━━━━━ Supplied information

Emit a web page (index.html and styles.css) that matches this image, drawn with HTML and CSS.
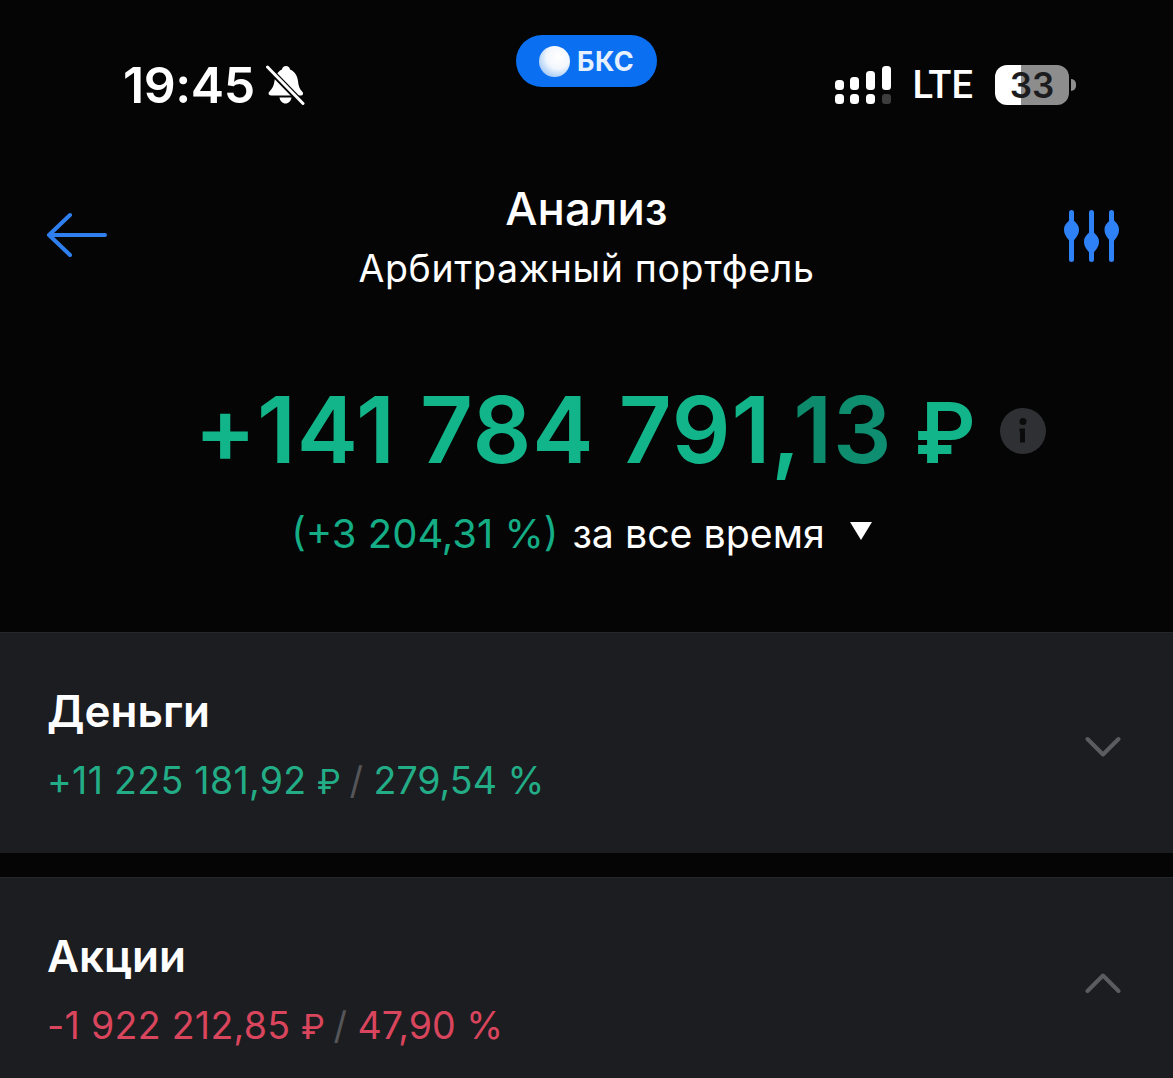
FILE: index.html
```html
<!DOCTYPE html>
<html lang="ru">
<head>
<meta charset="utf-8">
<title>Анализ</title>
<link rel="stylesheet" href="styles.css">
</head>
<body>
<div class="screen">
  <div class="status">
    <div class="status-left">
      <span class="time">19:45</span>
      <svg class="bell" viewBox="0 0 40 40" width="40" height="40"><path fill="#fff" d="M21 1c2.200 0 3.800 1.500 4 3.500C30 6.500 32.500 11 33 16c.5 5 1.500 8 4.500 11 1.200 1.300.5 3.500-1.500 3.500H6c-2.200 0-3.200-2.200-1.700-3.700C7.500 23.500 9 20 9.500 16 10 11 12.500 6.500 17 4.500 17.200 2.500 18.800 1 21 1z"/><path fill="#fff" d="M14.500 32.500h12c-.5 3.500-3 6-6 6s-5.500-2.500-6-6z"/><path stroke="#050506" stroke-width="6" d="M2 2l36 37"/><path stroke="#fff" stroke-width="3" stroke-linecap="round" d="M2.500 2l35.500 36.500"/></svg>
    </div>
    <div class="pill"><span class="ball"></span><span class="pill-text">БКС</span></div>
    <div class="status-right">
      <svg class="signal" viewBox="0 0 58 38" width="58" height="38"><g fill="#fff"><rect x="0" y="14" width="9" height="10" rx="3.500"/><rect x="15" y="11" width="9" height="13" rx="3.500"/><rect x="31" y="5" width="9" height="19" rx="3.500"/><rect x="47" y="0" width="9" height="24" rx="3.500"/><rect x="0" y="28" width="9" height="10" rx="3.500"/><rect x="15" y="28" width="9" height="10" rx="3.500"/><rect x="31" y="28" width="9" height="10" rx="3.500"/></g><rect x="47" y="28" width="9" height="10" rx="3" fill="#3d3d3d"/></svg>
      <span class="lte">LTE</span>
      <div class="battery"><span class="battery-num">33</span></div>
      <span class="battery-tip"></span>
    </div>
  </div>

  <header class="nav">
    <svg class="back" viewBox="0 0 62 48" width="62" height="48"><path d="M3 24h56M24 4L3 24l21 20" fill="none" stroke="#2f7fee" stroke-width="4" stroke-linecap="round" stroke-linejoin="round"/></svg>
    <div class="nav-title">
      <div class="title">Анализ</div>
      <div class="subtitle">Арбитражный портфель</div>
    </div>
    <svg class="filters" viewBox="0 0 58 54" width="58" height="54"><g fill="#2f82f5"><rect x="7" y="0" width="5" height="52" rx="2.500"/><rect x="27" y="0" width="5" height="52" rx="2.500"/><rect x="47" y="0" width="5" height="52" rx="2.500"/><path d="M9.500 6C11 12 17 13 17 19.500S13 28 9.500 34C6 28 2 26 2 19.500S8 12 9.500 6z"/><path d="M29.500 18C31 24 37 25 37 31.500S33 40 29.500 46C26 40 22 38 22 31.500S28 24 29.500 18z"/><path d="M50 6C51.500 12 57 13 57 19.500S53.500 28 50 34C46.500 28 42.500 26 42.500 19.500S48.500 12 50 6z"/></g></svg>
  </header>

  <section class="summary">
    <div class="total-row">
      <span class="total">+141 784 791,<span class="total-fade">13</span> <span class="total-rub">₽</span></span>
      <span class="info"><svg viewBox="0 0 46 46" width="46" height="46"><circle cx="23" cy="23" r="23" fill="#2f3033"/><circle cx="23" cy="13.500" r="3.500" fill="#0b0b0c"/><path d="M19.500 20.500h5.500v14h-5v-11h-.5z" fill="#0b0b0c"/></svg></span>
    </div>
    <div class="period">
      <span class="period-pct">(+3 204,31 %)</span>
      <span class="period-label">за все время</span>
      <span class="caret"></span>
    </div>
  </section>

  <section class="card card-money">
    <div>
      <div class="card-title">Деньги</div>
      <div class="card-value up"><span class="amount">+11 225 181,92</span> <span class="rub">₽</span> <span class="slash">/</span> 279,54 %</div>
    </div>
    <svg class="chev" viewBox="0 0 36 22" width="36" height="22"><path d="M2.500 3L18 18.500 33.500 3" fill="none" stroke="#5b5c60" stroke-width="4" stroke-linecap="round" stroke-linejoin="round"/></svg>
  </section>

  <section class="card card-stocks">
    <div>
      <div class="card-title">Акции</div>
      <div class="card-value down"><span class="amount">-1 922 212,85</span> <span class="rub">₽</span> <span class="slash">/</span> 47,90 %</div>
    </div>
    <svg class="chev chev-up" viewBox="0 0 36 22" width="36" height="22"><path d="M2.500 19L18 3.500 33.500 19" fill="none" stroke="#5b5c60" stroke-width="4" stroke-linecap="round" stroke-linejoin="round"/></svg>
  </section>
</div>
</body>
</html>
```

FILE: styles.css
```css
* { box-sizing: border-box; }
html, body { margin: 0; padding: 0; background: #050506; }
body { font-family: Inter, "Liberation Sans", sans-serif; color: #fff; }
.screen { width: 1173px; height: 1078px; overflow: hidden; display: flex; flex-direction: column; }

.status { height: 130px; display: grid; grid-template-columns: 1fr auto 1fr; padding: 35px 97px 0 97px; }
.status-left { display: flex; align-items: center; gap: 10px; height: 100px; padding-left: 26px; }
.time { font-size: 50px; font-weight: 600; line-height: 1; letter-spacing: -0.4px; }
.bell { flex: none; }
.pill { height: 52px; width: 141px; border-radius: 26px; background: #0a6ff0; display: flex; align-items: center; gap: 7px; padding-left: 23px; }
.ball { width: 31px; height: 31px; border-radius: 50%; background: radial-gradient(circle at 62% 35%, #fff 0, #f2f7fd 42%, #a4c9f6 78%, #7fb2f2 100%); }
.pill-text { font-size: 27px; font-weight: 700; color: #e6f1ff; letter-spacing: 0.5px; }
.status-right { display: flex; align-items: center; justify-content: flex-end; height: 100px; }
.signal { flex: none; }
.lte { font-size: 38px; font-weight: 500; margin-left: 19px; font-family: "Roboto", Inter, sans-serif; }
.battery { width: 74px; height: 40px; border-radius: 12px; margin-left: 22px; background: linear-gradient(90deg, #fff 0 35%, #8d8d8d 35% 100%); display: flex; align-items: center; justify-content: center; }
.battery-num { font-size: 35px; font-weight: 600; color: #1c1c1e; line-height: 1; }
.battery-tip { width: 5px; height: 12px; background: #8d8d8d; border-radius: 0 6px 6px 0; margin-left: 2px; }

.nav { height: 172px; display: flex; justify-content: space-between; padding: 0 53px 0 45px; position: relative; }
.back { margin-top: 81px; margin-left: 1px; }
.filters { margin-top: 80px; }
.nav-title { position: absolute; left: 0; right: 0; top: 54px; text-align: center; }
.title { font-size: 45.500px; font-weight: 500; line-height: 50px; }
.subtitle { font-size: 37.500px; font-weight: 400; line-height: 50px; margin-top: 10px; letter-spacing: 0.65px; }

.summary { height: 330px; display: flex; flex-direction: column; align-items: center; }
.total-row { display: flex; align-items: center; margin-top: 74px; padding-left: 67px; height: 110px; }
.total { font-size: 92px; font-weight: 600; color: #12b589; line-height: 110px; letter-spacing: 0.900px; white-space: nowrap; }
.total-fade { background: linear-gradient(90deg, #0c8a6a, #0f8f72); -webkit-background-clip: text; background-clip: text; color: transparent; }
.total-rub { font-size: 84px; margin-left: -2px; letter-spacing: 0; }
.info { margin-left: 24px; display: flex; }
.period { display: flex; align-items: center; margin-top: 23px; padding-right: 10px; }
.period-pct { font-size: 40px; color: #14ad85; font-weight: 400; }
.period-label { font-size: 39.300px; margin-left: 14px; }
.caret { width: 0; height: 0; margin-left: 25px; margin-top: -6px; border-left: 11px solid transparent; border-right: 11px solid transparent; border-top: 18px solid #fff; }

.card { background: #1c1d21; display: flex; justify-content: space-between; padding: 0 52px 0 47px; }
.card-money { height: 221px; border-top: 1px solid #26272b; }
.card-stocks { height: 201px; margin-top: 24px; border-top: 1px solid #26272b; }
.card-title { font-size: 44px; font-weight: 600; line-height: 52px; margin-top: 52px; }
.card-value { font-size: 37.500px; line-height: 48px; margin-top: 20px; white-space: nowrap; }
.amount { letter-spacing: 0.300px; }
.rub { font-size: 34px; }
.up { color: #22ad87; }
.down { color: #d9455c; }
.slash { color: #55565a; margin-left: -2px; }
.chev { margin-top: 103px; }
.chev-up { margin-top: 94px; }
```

━━━━━━━━━━

◆ What you need to do
Identify each line of the material where the word "index" shows up, and copy it.

◆ Solution for this exercise
Emit a web page (index.html and styles.css) that matches this image, drawn with HTML and CSS.
FILE: index.html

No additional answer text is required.